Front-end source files
------------
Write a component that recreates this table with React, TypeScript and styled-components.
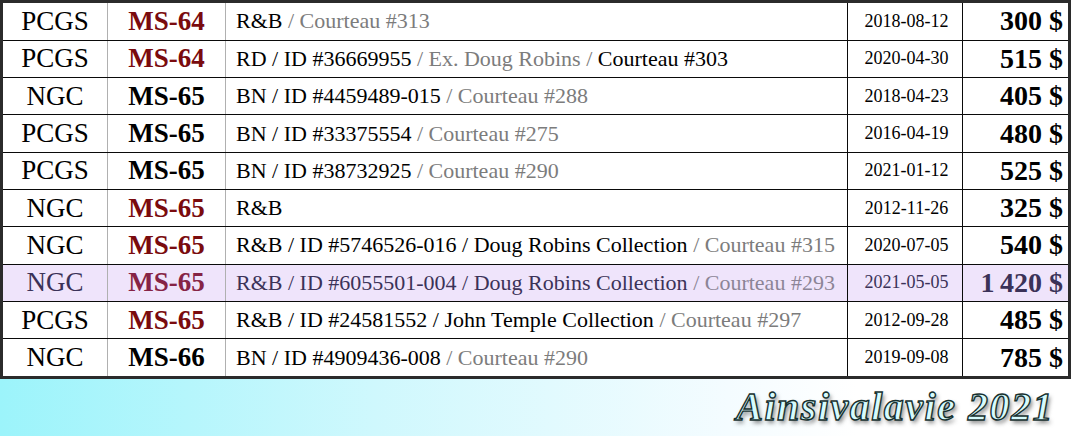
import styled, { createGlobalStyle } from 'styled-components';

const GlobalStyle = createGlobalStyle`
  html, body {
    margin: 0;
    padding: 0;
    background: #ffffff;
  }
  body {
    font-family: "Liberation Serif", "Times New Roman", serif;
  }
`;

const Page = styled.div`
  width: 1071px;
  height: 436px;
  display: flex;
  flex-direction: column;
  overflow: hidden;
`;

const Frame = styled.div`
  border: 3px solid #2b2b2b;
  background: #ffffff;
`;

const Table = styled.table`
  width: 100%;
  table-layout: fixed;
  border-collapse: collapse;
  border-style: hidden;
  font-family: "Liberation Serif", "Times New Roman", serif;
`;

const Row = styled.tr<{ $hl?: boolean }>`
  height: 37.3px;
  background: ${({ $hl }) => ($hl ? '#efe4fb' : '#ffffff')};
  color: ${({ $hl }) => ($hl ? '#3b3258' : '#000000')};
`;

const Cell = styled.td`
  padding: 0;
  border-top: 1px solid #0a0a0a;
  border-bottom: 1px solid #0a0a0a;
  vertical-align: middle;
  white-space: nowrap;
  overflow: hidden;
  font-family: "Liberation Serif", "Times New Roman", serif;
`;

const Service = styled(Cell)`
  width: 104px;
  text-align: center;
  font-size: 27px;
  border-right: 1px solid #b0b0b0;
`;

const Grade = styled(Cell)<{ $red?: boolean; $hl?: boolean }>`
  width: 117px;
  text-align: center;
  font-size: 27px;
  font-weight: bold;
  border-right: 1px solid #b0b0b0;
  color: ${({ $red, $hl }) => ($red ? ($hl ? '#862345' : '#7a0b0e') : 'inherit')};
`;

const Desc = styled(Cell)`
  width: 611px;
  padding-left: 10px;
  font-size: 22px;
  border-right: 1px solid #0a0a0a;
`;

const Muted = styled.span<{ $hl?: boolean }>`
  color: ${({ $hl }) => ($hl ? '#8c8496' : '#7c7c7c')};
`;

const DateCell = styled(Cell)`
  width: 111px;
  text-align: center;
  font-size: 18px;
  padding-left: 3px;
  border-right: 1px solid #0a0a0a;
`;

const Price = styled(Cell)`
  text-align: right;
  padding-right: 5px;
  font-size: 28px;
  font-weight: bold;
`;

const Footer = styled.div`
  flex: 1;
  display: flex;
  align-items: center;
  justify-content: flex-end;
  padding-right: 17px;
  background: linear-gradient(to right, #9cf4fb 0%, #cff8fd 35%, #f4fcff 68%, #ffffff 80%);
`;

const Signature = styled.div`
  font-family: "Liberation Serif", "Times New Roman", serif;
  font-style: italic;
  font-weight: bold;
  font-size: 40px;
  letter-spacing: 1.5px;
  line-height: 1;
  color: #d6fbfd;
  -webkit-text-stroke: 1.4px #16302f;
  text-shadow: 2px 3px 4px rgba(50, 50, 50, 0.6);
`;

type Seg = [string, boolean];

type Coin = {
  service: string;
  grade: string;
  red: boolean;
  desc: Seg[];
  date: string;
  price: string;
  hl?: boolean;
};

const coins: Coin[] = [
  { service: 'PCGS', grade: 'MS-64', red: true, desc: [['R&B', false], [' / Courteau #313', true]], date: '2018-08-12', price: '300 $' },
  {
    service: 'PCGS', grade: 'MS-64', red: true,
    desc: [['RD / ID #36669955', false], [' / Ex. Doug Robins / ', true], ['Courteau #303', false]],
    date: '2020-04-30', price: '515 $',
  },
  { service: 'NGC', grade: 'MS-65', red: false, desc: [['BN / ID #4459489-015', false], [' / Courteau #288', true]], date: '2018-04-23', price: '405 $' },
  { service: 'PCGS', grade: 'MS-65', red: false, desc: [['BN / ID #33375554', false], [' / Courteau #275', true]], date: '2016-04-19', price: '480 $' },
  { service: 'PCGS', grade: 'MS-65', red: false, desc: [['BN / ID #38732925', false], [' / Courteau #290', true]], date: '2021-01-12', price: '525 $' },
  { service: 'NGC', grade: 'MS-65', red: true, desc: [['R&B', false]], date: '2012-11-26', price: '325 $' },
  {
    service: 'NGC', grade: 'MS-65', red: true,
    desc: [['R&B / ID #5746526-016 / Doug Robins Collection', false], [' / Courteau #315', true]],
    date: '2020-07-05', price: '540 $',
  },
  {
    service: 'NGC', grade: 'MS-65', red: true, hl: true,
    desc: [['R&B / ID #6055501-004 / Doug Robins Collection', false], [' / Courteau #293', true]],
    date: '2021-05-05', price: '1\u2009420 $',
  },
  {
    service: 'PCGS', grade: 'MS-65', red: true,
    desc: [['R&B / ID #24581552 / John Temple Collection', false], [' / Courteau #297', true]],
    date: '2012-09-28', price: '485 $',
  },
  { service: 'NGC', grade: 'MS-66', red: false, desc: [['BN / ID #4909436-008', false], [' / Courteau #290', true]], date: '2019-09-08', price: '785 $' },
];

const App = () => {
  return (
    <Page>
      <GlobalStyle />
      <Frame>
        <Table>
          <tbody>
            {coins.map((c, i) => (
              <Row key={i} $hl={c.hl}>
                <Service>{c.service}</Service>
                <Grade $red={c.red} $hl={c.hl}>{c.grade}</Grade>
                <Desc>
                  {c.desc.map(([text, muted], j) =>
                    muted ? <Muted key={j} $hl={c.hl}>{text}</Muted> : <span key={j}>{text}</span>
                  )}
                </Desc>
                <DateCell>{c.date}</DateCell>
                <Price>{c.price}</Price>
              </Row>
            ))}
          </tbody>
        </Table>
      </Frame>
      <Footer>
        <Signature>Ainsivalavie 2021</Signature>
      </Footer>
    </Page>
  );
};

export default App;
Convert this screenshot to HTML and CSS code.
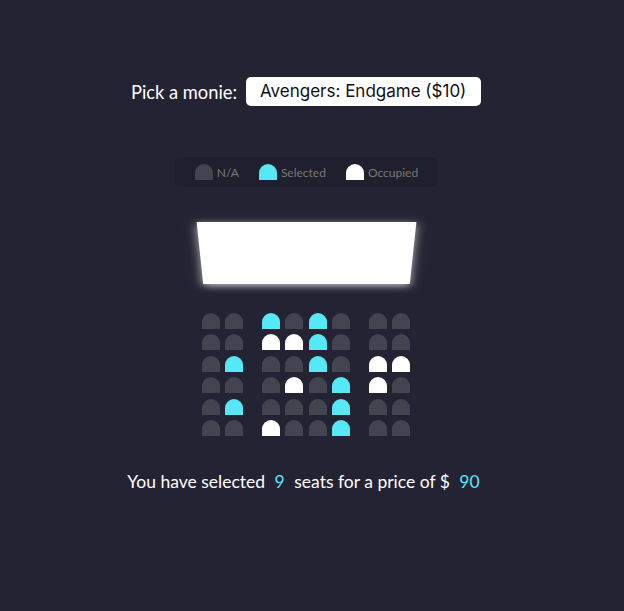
------------
• _Stated problem_
Set down the complete material exactly, but do not include the images.

• _Full output_
Write a component that recreates this table with React, TypeScript and styled-components.
import styled, { createGlobalStyle } from 'styled-components';

const GlobalStyle = createGlobalStyle`
  html, body {
    margin: 0;
    padding: 0;
    background: #ffffff;
  }
  body {
    font-family: "Liberation Serif", "Times New Roman", serif;
  }
`;

const Page = styled.div`
  width: 1071px;
  height: 436px;
  display: flex;
  flex-direction: column;
  overflow: hidden;
`;

const Frame = styled.div`
  border: 3px solid #2b2b2b;
  background: #ffffff;
`;

const Table = styled.table`
  width: 100%;
  table-layout: fixed;
  border-collapse: collapse;
  border-style: hidden;
  font-family: "Liberation Serif", "Times New Roman", serif;
`;

const Row = styled.tr<{ $hl?: boolean }>`
  height: 37.3px;
  background: ${({ $hl }) => ($hl ? '#efe4fb' : '#ffffff')};
  color: ${({ $hl }) => ($hl ? '#3b3258' : '#000000')};
`;

const Cell = styled.td`
  padding: 0;
  border-top: 1px solid #0a0a0a;
  border-bottom: 1px solid #0a0a0a;
  vertical-align: middle;
  white-space: nowrap;
  overflow: hidden;
  font-family: "Liberation Serif", "Times New Roman", serif;
`;

const Service = styled(Cell)`
  width: 104px;
  text-align: center;
  font-size: 27px;
  border-right: 1px solid #b0b0b0;
`;

const Grade = styled(Cell)<{ $red?: boolean; $hl?: boolean }>`
  width: 117px;
  text-align: center;
  font-size: 27px;
  font-weight: bold;
  border-right: 1px solid #b0b0b0;
  color: ${({ $red, $hl }) => ($red ? ($hl ? '#862345' : '#7a0b0e') : 'inherit')};
`;

const Desc = styled(Cell)`
  width: 611px;
  padding-left: 10px;
  font-size: 22px;
  border-right: 1px solid #0a0a0a;
`;

const Muted = styled.span<{ $hl?: boolean }>`
  color: ${({ $hl }) => ($hl ? '#8c8496' : '#7c7c7c')};
`;

const DateCell = styled(Cell)`
  width: 111px;
  text-align: center;
  font-size: 18px;
  padding-left: 3px;
  border-right: 1px solid #0a0a0a;
`;

const Price = styled(Cell)`
  text-align: right;
  padding-right: 5px;
  font-size: 28px;
  font-weight: bold;
`;

const Footer = styled.div`
  flex: 1;
  display: flex;
  align-items: center;
  justify-content: flex-end;
  padding-right: 17px;
  background: linear-gradient(to right, #9cf4fb 0%, #cff8fd 35%, #f4fcff 68%, #ffffff 80%);
`;

const Signature = styled.div`
  font-family: "Liberation Serif", "Times New Roman", serif;
  font-style: italic;
  font-weight: bold;
  font-size: 40px;
  letter-spacing: 1.5px;
  line-height: 1;
  color: #d6fbfd;
  -webkit-text-stroke: 1.4px #16302f;
  text-shadow: 2px 3px 4px rgba(50, 50, 50, 0.6);
`;

type Seg = [string, boolean];

type Coin = {
  service: string;
  grade: string;
  red: boolean;
  desc: Seg[];
  date: string;
  price: string;
  hl?: boolean;
};

const coins: Coin[] = [
  { service: 'PCGS', grade: 'MS-64', red: true, desc: [['R&B', false], [' / Courteau #313', true]], date: '2018-08-12', price: '300 $' },
  {
    service: 'PCGS', grade: 'MS-64', red: true,
    desc: [['RD / ID #36669955', false], [' / Ex. Doug Robins / ', true], ['Courteau #303', false]],
    date: '2020-04-30', price: '515 $',
  },
  { service: 'NGC', grade: 'MS-65', red: false, desc: [['BN / ID #4459489-015', false], [' / Courteau #288', true]], date: '2018-04-23', price: '405 $' },
  { service: 'PCGS', grade: 'MS-65', red: false, desc: [['BN / ID #33375554', false], [' / Courteau #275', true]], date: '2016-04-19', price: '480 $' },
  { service: 'PCGS', grade: 'MS-65', red: false, desc: [['BN / ID #38732925', false], [' / Courteau #290', true]], date: '2021-01-12', price: '525 $' },
  { service: 'NGC', grade: 'MS-65', red: true, desc: [['R&B', false]], date: '2012-11-26', price: '325 $' },
  {
    service: 'NGC', grade: 'MS-65', red: true,
    desc: [['R&B / ID #5746526-016 / Doug Robins Collection', false], [' / Courteau #315', true]],
    date: '2020-07-05', price: '540 $',
  },
  {
    service: 'NGC', grade: 'MS-65', red: true, hl: true,
    desc: [['R&B / ID #6055501-004 / Doug Robins Collection', false], [' / Courteau #293', true]],
    date: '2021-05-05', price: '1\u2009420 $',
  },
  {
    service: 'PCGS', grade: 'MS-65', red: true,
    desc: [['R&B / ID #24581552 / John Temple Collection', false], [' / Courteau #297', true]],
    date: '2012-09-28', price: '485 $',
  },
  { service: 'NGC', grade: 'MS-66', red: false, desc: [['BN / ID #4909436-008', false], [' / Courteau #290', true]], date: '2019-09-08', price: '785 $' },
];

const App = () => {
  return (
    <Page>
      <GlobalStyle />
      <Frame>
        <Table>
          <tbody>
            {coins.map((c, i) => (
              <Row key={i} $hl={c.hl}>
                <Service>{c.service}</Service>
                <Grade $red={c.red} $hl={c.hl}>{c.grade}</Grade>
                <Desc>
                  {c.desc.map(([text, muted], j) =>
                    muted ? <Muted key={j} $hl={c.hl}>{text}</Muted> : <span key={j}>{text}</span>
                  )}
                </Desc>
                <DateCell>{c.date}</DateCell>
                <Price>{c.price}</Price>
              </Row>
            ))}
          </tbody>
        </Table>
      </Frame>
      <Footer>
        <Signature>Ainsivalavie 2021</Signature>
      </Footer>
    </Page>
  );
};

export default App;
Convert this screenshot to HTML and CSS code.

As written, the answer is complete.